I have expected that

co2HWBis$coefficients[2]

equals

co2HW$fitted[length(co2HW$fitted[,3]),3]

i.e. the coeff equals the last extimated trend. Below you can check that this is not the case. However

co2HW$fitted[length(co2HW$fitted[,3]),3]

equals coefficient you were to obtain if you drop the last value of the series as is deomestrated below. I suspect that the coefficient is somehow "written forward". I find it furthermore puzzling the matters are different if you allow beta to be estimated.

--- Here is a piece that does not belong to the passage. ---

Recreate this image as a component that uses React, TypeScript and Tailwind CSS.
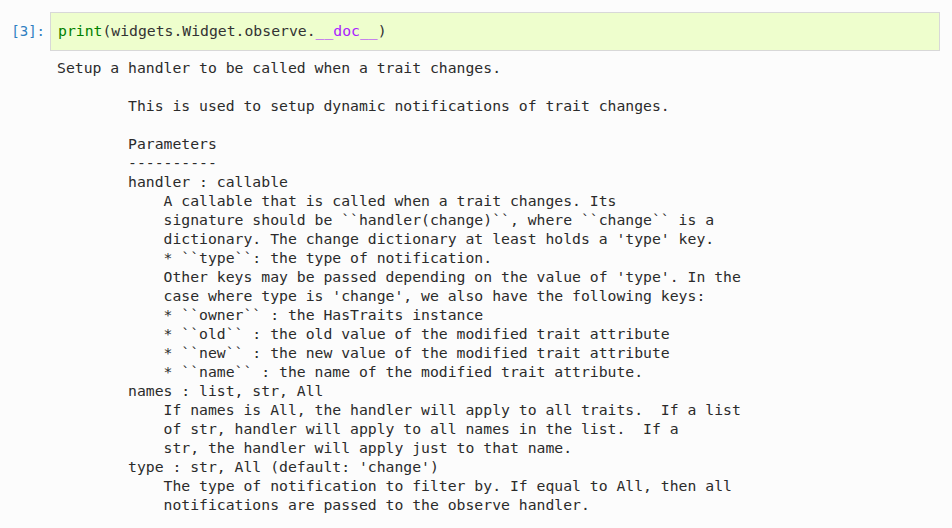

I reading the source code (http://svn.r-project.org/R/trunk/src/library/stats/R/HoltWinters.R) but I am not yet sure what goes on.

This is the complete code

    rm(list=ls()) 

    co2HW = HoltWinters(co2, alpha = 0.2, gamma = 0.2, beta = 0.5)
    # co2HW$coeff[2]
        co2HW$fitted[length(co2HW$fitted[,3]),3]

    co2Bis = window(co2,end=c(1997,11))
    co2HWBis = HoltWinters(co2Bis, alpha=0.2, gamma=0.2, beta=0.5)
    co2HWBis$coefficients[2] 
        # co2HWBis$fitted[length(co2HWBis$fitted[,3])-1,3]

    co2HW$beta*(co2HW$fitted[length(co2HW$fitted[,2]),2] -  
        co2HW$fitted[length(co2HW$fitted[,2])-1,2]) +
        (1 - co2HW$beta)*co2HW$fitted[length(co2HW$fitted[,3])-1,3]

    #####################



    co2HW = HoltWinters(co2, alpha = 0.2, gamma = 0.2)
    # co2HW$coeff[2]
        co2HW$fitted[length(co2HW$fitted[,3]),3]

    co2Bis = window(co2,end=c(1997,11))
    co2HWBis = HoltWinters(co2Bis, alpha=0.2, gamma=0.2)
    co2HWBis$coefficients[2] 
        # co2HWBis$fitted[length(co2HWBis$fitted[,3])-1,3]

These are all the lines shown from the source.